▶ **What is needed**
Copy each line below that includes "with".

Some records
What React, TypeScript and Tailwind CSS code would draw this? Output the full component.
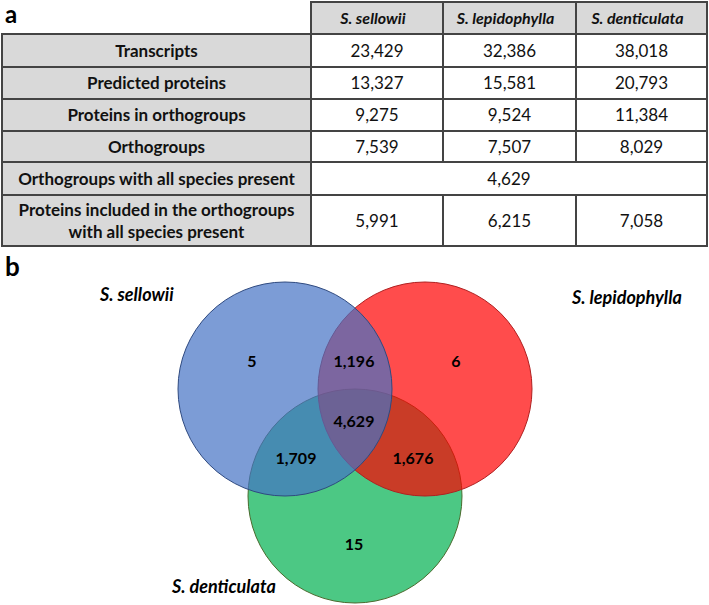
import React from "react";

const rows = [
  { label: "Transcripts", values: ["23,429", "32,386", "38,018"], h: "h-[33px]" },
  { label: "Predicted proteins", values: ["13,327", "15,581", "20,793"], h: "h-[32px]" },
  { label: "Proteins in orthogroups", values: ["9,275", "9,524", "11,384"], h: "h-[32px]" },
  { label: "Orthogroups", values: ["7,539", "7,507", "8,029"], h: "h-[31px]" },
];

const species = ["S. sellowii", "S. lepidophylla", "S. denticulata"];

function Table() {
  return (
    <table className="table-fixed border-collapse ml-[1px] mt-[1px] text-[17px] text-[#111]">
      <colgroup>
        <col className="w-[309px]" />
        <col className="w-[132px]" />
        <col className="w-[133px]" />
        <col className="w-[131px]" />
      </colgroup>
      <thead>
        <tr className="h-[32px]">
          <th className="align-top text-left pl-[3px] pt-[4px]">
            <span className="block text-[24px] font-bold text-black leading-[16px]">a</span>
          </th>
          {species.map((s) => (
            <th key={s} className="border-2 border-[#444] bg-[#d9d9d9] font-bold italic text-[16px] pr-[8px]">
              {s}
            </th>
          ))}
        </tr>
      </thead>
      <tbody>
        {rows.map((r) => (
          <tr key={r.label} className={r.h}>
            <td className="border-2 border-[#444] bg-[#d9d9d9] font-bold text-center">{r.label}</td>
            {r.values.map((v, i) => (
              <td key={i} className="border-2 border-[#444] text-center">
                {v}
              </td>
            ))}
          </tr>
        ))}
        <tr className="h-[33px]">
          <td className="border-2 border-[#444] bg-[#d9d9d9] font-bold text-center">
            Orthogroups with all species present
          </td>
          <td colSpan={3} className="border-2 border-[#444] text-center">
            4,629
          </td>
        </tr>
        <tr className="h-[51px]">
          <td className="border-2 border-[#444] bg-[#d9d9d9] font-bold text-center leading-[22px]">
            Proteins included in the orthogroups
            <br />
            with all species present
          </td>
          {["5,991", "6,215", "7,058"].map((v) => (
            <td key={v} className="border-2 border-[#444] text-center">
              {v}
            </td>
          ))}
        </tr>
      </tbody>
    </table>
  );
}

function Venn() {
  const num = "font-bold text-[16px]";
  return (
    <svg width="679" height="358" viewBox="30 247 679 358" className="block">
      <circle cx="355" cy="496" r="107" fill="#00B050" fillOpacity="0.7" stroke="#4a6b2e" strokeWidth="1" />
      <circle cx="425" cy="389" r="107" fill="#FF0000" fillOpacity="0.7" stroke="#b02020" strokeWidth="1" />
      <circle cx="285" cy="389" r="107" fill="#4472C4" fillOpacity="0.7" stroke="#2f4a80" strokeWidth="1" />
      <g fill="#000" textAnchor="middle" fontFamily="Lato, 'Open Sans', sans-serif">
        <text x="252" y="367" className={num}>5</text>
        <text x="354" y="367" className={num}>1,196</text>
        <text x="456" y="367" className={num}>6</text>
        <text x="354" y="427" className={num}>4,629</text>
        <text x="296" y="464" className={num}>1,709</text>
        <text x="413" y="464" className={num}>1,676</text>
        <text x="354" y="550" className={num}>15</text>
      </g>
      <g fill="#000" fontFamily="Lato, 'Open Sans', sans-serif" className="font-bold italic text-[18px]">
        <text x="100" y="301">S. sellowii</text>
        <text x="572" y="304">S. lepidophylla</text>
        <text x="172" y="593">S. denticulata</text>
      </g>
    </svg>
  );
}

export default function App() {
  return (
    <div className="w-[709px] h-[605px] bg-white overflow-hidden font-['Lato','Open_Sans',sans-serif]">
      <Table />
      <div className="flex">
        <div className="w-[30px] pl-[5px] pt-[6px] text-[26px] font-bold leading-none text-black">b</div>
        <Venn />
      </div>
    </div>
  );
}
...
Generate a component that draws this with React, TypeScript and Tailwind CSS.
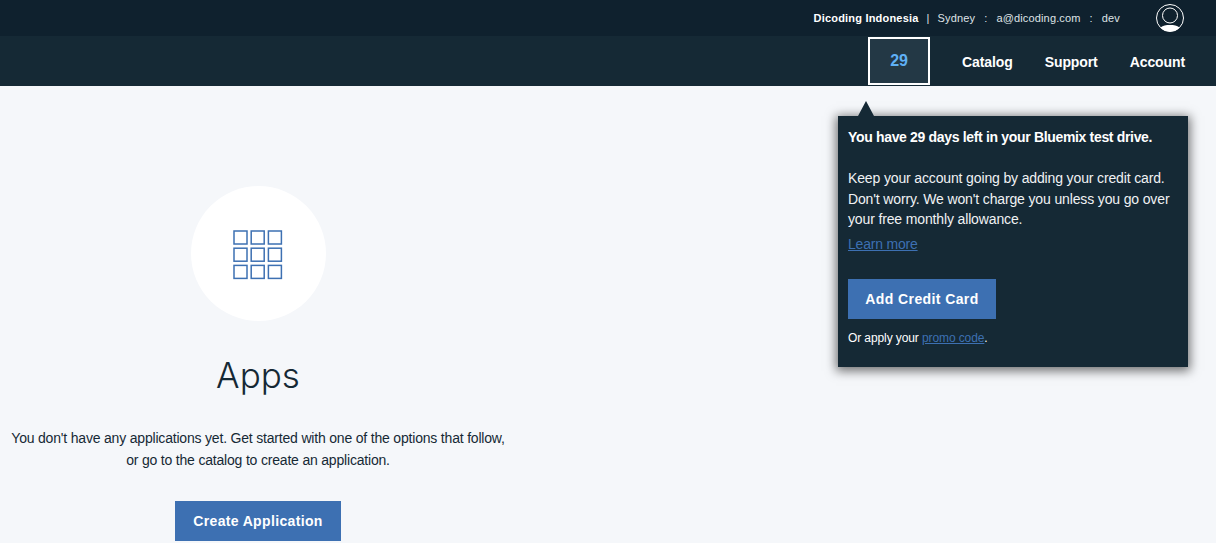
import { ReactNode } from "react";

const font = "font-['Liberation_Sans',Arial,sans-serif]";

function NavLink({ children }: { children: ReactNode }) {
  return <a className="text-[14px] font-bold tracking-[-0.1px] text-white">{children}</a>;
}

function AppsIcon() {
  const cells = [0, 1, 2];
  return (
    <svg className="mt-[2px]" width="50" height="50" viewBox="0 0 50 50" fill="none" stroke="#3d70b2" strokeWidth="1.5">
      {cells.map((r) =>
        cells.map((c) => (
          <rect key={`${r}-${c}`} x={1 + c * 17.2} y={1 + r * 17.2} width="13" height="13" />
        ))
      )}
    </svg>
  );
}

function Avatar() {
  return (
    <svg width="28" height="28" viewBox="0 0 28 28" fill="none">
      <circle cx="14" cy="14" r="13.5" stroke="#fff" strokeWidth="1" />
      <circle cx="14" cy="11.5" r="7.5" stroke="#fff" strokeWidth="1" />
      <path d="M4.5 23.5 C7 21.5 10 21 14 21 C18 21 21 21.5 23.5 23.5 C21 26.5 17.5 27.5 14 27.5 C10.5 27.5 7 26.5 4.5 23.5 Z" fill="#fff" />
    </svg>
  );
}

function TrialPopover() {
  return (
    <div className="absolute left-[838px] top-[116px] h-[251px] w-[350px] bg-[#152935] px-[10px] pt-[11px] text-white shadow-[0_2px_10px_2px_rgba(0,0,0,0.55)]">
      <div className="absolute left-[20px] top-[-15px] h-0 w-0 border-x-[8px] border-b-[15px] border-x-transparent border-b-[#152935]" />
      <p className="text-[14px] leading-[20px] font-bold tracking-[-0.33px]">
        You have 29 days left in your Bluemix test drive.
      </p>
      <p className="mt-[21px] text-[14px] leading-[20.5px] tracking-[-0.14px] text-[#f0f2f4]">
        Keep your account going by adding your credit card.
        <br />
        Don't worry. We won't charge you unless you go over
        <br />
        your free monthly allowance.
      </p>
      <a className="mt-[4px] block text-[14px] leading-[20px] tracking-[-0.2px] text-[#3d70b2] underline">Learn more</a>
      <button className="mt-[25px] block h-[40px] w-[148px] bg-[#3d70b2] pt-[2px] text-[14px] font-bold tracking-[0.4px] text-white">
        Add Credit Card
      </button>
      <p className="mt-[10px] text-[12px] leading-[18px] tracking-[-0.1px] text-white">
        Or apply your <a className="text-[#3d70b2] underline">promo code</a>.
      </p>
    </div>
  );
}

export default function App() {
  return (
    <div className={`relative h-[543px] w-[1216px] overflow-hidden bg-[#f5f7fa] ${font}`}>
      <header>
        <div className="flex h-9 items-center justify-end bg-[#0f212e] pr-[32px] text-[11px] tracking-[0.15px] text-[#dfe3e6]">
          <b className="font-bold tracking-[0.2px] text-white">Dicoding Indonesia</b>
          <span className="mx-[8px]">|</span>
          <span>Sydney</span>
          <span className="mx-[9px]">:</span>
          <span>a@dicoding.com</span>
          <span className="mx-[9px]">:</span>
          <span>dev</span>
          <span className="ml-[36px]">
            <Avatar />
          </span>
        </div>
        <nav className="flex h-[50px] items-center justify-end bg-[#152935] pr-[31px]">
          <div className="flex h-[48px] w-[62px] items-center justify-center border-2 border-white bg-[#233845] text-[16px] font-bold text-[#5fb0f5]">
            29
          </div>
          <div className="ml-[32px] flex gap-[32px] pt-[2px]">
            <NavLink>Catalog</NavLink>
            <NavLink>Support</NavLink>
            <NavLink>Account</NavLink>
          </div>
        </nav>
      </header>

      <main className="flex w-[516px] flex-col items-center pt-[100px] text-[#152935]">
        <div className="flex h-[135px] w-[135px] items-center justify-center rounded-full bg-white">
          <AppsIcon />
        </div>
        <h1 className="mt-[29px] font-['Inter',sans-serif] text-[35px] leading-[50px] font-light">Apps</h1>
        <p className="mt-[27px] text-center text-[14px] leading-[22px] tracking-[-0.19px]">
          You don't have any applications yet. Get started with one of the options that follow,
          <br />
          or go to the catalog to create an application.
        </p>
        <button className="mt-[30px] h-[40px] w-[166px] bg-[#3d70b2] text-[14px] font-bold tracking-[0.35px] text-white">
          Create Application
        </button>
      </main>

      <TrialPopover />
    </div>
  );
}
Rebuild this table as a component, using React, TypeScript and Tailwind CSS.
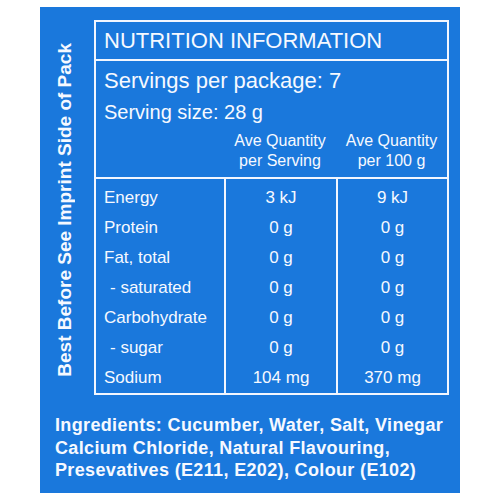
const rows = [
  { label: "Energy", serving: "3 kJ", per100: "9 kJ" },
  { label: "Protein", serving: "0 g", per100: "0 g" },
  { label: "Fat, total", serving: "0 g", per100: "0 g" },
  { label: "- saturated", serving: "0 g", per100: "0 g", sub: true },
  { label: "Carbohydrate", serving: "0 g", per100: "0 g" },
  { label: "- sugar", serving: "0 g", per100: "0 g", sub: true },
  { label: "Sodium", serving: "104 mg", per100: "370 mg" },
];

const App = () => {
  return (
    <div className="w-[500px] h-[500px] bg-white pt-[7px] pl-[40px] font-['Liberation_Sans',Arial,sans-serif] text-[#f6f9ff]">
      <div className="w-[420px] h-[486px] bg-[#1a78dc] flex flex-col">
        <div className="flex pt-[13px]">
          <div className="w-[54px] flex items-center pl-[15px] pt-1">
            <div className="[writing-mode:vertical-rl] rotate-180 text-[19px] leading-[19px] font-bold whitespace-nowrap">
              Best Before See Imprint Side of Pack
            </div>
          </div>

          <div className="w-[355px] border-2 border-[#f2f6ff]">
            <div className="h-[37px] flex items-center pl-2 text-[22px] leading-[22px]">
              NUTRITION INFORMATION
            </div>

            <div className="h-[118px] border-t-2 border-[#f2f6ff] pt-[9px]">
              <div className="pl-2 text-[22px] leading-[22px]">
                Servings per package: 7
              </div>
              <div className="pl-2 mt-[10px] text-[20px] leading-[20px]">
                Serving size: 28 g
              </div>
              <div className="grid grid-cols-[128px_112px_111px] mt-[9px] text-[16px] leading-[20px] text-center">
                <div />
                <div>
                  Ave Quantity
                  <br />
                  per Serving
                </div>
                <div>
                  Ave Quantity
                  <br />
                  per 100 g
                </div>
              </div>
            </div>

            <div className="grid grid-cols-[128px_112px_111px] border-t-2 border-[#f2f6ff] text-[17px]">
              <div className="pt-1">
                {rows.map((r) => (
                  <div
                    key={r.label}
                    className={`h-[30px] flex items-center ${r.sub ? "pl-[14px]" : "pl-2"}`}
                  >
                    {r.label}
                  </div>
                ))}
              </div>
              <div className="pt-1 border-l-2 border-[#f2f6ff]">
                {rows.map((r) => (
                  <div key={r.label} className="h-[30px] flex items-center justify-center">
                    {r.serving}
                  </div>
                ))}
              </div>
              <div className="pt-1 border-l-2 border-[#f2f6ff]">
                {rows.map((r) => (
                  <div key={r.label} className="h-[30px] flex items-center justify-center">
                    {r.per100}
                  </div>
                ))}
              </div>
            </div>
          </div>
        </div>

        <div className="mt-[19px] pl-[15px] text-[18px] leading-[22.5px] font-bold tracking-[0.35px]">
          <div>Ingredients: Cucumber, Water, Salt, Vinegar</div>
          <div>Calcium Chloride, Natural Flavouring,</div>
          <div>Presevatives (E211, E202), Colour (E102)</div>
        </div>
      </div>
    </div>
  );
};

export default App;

▶ **Correct answer**
            Orthogroups with all species present
            with all species present
Generate a component that draws this with React, TypeScript and Tailwind CSS.
          You don't have any applications yet. Get started with one of the options that follow,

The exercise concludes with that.